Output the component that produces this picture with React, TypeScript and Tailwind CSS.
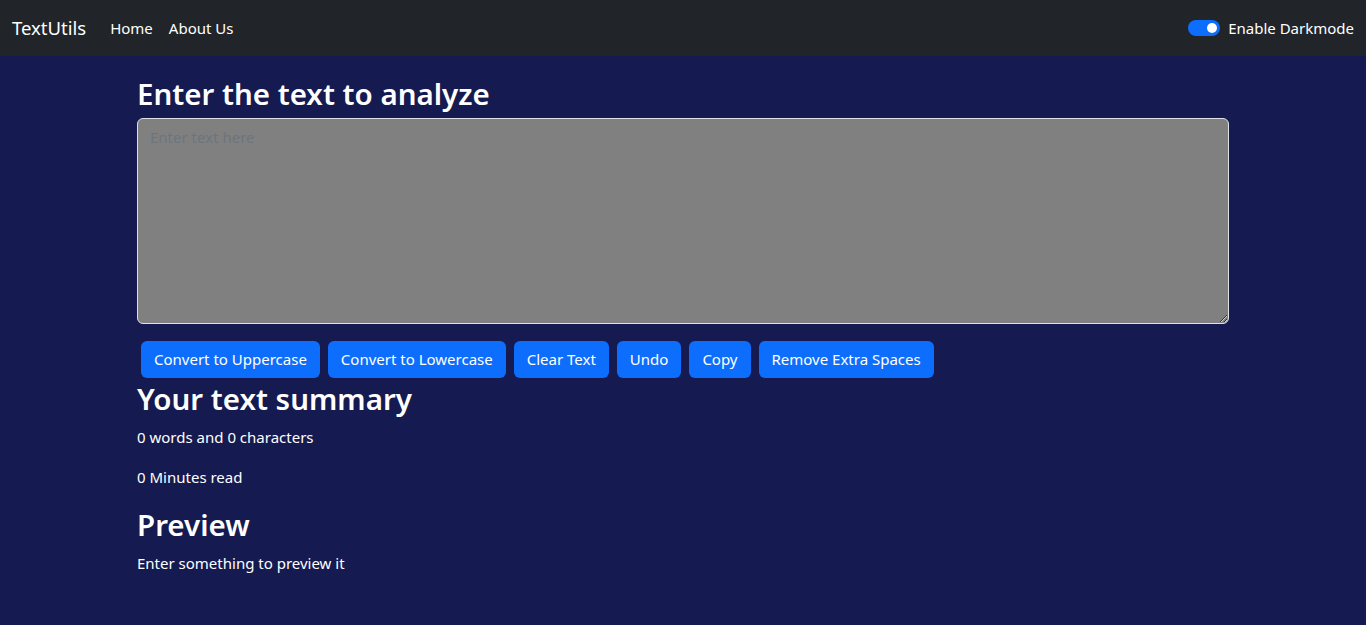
import React, { useState } from "react";

const buttons = [
  "Convert to Uppercase",
  "Convert to Lowercase",
  "Clear Text",
  "Undo",
  "Copy",
  "Remove Extra Spaces",
];

const App: React.FC = () => {
  const [text, setText] = useState("");
  const words = text.split(/\s+/).filter((w) => w.length > 0).length;

  return (
    <div className="min-h-screen bg-[#151b50] font-['Noto_Sans',sans-serif] text-white">
      <nav className="flex h-14 items-center justify-between bg-[#212529] px-3">
        <div className="flex items-center">
          <span className="mr-4 text-[18.5px] text-white">TextUtils</span>
          <a className="px-2 text-[15px] text-white" href="#">
            Home
          </a>
          <a className="px-2 text-[15px] text-white" href="#">
            About Us
          </a>
        </div>
        <label className="flex items-center gap-2">
          <span className="relative h-4 w-8 rounded-full bg-[#0d6efd]">
            <span className="absolute right-[3px] top-[3px] h-2.5 w-2.5 rounded-full bg-white" />
          </span>
          <span className="text-[15px]">Enable Darkmode</span>
        </label>
      </nav>

      <div className="mx-auto w-[1092px] pt-5">
        <h2 className="mb-1.5 text-[29.5px] font-semibold leading-[36px]">
          Enter the text to analyze
        </h2>
        <textarea
          value={text}
          onChange={(e) => setText(e.target.value)}
          placeholder="Enter text here"
          className="block h-[206px] w-full rounded-md border border-[#dee2e6] bg-[#808080] px-3 py-1.5 text-[15px] leading-6 text-white placeholder:text-[#6c757d] outline-none"
        />
        <div className="mt-[17px] flex gap-2 px-1">
          {buttons.map((b) => (
            <button
              key={b}
              className="h-[37px] rounded-md bg-[#0d6efd] px-[13px] text-[15px] text-white"
            >
              {b}
            </button>
          ))}
        </div>

        <h2 className="mt-[3px] mb-2 text-[29.5px] font-semibold leading-[36px]">
          Your text summary
        </h2>
        <p className="mb-4 text-[15px] leading-6">
          {words} words and {text.length} characters
        </p>
        <p className="mb-[18px] text-[15px] leading-6">
          {0.008 * words} Minutes read
        </p>
        <h2 className="mb-2 text-[29.5px] font-semibold leading-[36px]">
          Preview
        </h2>
        <p className="text-[15px] leading-6">
          {text.length > 0 ? text : "Enter something to preview it"}
        </p>
      </div>
    </div>
  );
};

export default App;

▬▬▬▬▬▬

- _EXERCISE DETAILS_
Write out exactly the opening lines of the data, stopping after the line that holds "const words = text.split(/\s+/).filter((w)". Exclude pictures.

- _REPLY TO THE TASK_
Output the component that produces this picture with React, TypeScript and Tailwind CSS.
import React, { useState } from "react";

const buttons = [
  "Convert to Uppercase",
  "Convert to Lowercase",
  "Clear Text",
  "Undo",
  "Copy",
  "Remove Extra Spaces",
];

const App: React.FC = () => {
  const [text, setText] = useState("");
  const words = text.split(/\s+/).filter((w) => w.length > 0).length;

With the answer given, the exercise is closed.